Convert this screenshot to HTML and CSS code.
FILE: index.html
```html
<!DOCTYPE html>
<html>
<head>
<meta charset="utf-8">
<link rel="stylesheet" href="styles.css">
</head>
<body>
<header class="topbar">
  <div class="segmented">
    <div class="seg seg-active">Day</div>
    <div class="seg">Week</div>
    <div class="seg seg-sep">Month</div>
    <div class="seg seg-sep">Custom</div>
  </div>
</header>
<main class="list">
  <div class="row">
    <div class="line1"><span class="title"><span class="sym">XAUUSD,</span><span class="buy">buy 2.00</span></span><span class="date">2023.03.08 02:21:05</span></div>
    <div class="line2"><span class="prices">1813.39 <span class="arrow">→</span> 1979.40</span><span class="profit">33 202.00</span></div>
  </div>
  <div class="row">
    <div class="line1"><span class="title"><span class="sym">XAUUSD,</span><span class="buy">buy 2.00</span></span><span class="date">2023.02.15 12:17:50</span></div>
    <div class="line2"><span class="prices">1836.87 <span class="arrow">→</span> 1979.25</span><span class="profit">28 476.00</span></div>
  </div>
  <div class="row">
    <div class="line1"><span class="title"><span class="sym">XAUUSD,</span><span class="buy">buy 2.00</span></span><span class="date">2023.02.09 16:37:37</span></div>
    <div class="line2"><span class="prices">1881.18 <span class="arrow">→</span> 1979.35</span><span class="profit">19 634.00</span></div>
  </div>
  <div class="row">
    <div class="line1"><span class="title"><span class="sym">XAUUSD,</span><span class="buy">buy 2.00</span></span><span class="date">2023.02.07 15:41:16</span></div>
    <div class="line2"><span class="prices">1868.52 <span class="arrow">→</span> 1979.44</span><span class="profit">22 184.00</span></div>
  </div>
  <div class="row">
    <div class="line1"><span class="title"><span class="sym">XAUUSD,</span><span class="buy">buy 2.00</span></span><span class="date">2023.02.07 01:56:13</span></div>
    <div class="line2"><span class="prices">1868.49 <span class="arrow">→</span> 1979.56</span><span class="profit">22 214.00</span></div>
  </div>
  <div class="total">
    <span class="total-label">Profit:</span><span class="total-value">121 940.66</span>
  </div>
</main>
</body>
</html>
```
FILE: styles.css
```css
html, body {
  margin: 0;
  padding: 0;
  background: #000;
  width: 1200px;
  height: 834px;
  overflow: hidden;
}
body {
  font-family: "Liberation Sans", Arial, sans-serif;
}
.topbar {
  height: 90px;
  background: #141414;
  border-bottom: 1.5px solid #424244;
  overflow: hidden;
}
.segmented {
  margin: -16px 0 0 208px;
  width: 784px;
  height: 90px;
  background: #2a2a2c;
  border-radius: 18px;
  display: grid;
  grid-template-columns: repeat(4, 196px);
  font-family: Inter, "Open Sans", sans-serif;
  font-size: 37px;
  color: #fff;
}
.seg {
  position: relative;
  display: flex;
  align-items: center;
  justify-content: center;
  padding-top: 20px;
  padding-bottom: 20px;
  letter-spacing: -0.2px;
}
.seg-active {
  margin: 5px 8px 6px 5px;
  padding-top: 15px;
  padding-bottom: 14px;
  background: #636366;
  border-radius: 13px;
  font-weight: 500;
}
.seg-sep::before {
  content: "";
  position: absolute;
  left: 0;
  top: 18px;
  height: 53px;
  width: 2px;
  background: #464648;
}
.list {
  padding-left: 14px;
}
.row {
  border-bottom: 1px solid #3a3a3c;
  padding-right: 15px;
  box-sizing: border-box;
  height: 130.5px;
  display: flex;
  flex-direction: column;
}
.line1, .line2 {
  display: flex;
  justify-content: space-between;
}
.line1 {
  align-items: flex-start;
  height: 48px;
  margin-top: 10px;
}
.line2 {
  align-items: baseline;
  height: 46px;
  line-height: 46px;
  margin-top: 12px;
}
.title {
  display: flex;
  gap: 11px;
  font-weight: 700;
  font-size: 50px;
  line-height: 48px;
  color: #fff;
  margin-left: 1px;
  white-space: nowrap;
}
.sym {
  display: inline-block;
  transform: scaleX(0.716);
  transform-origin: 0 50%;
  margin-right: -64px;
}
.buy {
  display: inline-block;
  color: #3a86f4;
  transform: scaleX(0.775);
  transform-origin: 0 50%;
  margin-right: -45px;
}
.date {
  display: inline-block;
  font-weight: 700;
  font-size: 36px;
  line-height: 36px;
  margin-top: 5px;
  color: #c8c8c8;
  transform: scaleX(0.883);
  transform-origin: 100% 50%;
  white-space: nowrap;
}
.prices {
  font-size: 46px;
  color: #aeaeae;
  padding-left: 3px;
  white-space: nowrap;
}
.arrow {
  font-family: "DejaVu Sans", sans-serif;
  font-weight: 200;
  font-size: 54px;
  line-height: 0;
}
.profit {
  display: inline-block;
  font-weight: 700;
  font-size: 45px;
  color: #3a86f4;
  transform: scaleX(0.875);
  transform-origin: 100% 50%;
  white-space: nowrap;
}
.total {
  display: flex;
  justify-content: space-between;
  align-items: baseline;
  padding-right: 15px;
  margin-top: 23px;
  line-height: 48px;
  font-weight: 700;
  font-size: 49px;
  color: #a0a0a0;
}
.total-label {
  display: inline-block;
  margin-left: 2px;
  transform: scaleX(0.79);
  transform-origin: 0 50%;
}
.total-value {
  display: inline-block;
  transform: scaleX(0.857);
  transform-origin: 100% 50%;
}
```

+-------+

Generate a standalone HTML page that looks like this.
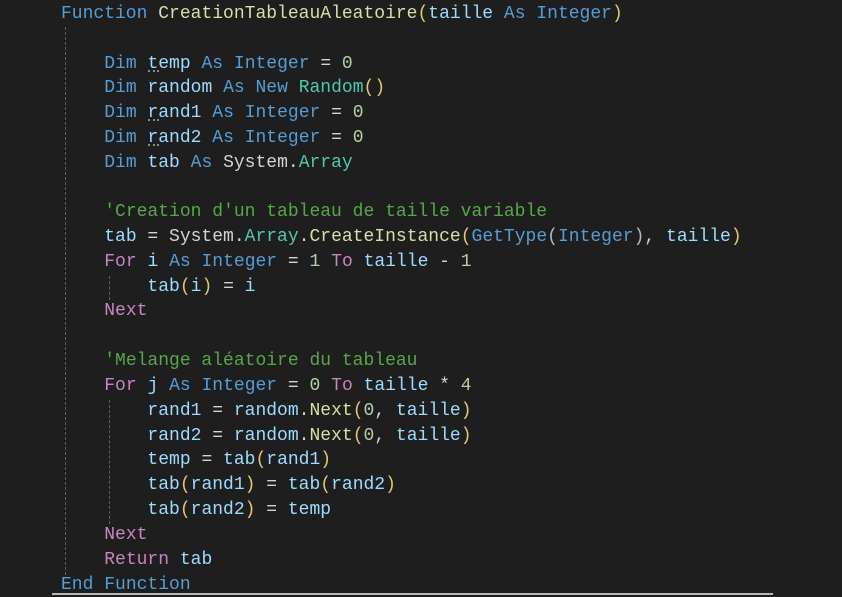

+-------+

Scan the entries above for the word "this" and collect each line holding it.

▸ **Task solution**:
Convert this screenshot to HTML and CSS code.
Generate a standalone HTML page that looks like this.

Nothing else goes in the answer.